| What the task asks |
Count every line in the data below where "this" occurs, then state that number and nothing more.

| Interface markup and scripts |
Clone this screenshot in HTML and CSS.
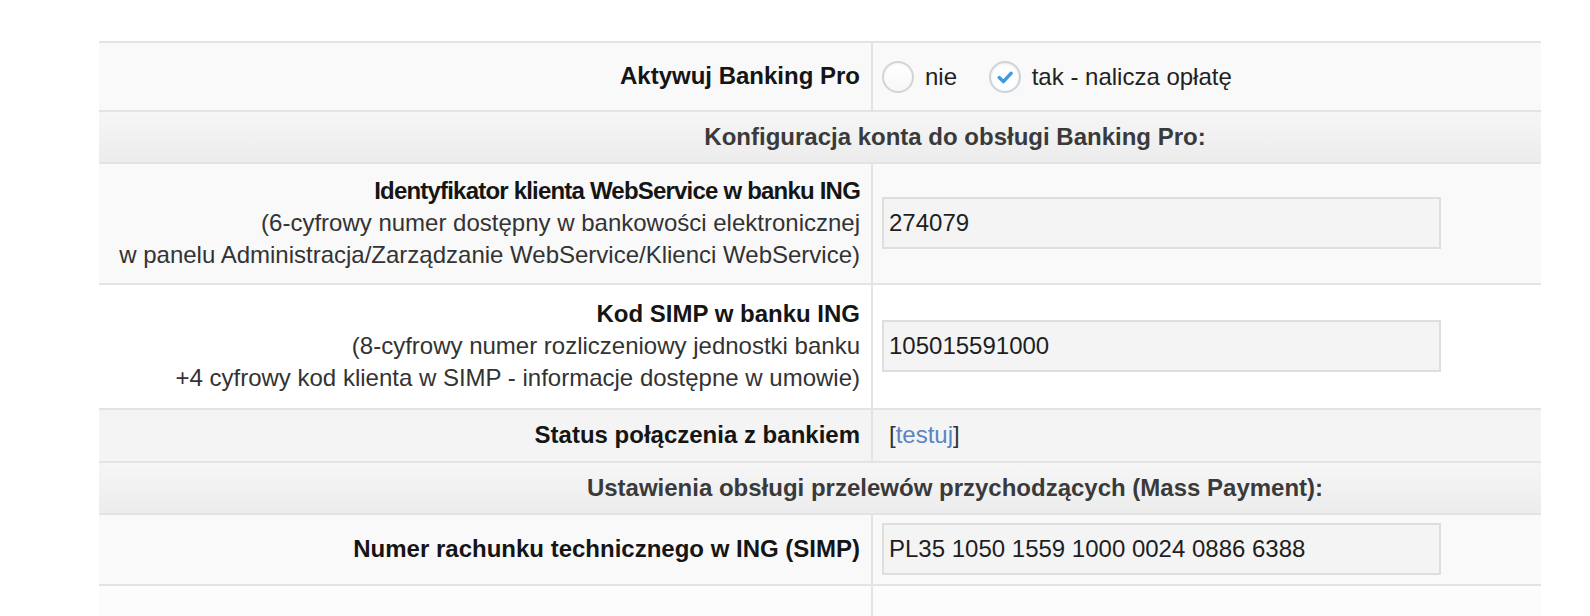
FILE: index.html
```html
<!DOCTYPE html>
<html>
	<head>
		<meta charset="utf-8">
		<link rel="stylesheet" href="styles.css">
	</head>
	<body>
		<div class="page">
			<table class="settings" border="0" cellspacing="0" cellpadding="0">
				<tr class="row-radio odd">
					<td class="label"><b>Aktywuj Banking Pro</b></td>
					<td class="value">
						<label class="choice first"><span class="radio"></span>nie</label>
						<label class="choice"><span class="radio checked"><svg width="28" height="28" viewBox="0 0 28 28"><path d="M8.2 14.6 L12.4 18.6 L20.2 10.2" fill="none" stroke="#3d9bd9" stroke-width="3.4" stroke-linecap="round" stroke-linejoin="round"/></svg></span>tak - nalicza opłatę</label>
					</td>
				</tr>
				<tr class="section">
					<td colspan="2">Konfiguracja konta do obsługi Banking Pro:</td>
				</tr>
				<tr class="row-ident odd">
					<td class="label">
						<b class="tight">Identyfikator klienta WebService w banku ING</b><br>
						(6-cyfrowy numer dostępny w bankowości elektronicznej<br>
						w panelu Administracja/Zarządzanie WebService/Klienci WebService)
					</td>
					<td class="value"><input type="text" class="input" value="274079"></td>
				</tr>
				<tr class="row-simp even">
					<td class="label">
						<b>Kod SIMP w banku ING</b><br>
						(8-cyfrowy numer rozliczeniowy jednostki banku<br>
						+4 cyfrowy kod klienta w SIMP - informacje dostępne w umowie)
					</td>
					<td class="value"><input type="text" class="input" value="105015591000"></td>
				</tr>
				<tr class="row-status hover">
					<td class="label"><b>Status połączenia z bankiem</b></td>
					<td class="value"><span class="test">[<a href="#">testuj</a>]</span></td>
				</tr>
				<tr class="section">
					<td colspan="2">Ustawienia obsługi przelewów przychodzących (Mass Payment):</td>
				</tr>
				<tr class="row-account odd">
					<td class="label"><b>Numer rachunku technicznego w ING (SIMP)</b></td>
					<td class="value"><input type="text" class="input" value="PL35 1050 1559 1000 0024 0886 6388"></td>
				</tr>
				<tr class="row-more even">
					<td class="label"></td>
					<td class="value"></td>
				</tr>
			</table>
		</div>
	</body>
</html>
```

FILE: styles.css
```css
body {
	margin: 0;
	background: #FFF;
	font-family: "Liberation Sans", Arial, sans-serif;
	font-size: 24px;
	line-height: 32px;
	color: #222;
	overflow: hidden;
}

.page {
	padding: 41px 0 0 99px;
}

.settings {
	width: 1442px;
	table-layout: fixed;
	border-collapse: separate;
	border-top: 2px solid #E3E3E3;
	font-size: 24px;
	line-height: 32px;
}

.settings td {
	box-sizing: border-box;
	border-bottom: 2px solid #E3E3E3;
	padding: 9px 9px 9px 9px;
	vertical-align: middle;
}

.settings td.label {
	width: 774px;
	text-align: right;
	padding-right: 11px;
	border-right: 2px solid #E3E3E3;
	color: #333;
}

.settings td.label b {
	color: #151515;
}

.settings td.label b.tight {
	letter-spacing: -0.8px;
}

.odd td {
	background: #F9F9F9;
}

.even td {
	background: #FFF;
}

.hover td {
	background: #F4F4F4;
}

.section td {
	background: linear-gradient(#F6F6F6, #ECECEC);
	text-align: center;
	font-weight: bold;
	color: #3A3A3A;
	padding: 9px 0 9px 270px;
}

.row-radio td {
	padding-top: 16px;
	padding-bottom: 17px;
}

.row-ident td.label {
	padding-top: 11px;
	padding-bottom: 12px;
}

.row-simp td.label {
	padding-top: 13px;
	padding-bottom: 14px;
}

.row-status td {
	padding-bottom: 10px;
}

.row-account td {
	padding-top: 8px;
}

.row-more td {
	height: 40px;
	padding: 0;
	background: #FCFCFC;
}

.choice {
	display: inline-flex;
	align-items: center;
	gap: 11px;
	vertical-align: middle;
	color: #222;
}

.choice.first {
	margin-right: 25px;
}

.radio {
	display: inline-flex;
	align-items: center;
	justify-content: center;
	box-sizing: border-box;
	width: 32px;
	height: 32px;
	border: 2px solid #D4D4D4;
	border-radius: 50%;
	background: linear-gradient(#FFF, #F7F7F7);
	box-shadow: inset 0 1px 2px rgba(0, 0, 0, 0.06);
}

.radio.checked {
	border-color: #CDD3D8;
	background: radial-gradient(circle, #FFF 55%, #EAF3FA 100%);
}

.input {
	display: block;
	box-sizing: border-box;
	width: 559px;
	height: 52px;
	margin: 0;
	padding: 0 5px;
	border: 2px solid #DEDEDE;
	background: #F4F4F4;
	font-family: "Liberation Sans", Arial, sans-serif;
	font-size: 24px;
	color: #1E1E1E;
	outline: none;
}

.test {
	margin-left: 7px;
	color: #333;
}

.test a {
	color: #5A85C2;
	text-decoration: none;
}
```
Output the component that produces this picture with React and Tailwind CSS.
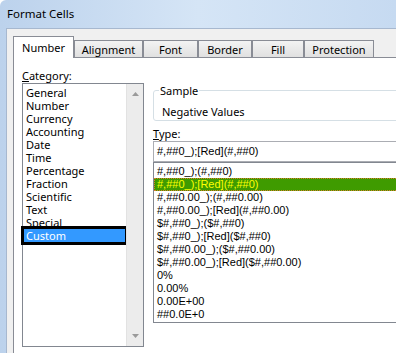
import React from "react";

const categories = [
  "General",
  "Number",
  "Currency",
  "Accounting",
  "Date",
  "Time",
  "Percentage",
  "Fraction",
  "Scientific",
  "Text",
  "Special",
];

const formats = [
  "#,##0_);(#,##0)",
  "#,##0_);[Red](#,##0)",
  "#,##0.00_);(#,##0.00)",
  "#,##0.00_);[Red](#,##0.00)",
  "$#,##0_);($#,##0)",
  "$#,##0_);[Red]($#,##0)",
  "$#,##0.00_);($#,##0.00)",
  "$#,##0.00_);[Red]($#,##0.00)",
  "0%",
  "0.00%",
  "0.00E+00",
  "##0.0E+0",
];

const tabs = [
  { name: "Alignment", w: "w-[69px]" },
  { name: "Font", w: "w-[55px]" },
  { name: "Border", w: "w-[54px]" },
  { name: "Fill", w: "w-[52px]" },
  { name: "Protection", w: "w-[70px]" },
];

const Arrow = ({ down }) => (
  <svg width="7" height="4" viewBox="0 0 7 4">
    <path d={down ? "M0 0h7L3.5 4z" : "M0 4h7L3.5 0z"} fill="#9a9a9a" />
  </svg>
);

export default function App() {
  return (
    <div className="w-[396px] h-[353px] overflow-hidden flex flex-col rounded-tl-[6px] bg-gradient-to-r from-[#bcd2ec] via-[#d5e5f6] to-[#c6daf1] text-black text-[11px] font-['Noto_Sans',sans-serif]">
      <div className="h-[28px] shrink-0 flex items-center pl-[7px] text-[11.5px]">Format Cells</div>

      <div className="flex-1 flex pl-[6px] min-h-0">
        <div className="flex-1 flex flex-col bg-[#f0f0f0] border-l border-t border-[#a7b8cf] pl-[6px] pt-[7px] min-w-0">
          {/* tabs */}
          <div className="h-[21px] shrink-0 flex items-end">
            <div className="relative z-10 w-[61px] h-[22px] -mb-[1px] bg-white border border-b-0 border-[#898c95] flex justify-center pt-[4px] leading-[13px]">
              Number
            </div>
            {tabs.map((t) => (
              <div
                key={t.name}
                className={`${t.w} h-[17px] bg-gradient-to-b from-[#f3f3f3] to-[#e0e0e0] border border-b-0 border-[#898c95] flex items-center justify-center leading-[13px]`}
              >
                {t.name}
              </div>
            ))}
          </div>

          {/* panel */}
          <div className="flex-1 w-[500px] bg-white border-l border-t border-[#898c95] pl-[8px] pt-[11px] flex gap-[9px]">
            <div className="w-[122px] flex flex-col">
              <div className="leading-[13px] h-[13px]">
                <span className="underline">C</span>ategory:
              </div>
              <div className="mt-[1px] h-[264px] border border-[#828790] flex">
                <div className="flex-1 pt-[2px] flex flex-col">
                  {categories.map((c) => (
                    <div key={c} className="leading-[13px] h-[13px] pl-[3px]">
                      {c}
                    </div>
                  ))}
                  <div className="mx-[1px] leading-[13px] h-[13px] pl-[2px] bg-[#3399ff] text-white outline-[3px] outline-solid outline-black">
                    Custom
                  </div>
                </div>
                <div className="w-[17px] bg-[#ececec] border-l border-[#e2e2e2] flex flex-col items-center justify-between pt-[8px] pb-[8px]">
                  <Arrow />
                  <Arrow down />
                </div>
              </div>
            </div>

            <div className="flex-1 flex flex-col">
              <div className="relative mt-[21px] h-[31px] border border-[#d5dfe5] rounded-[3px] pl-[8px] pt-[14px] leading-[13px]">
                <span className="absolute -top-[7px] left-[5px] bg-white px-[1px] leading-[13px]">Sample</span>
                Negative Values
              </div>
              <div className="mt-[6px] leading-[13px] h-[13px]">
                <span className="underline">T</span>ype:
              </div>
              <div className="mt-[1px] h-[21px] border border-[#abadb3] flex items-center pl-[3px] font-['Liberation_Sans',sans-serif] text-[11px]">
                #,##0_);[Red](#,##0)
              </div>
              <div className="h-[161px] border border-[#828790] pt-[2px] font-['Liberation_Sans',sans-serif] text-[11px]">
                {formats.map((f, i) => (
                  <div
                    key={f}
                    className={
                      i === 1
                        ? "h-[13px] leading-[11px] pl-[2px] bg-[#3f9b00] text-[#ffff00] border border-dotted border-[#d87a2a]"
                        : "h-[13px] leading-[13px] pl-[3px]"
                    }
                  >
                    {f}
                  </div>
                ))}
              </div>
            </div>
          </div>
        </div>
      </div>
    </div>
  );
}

| Answer |
2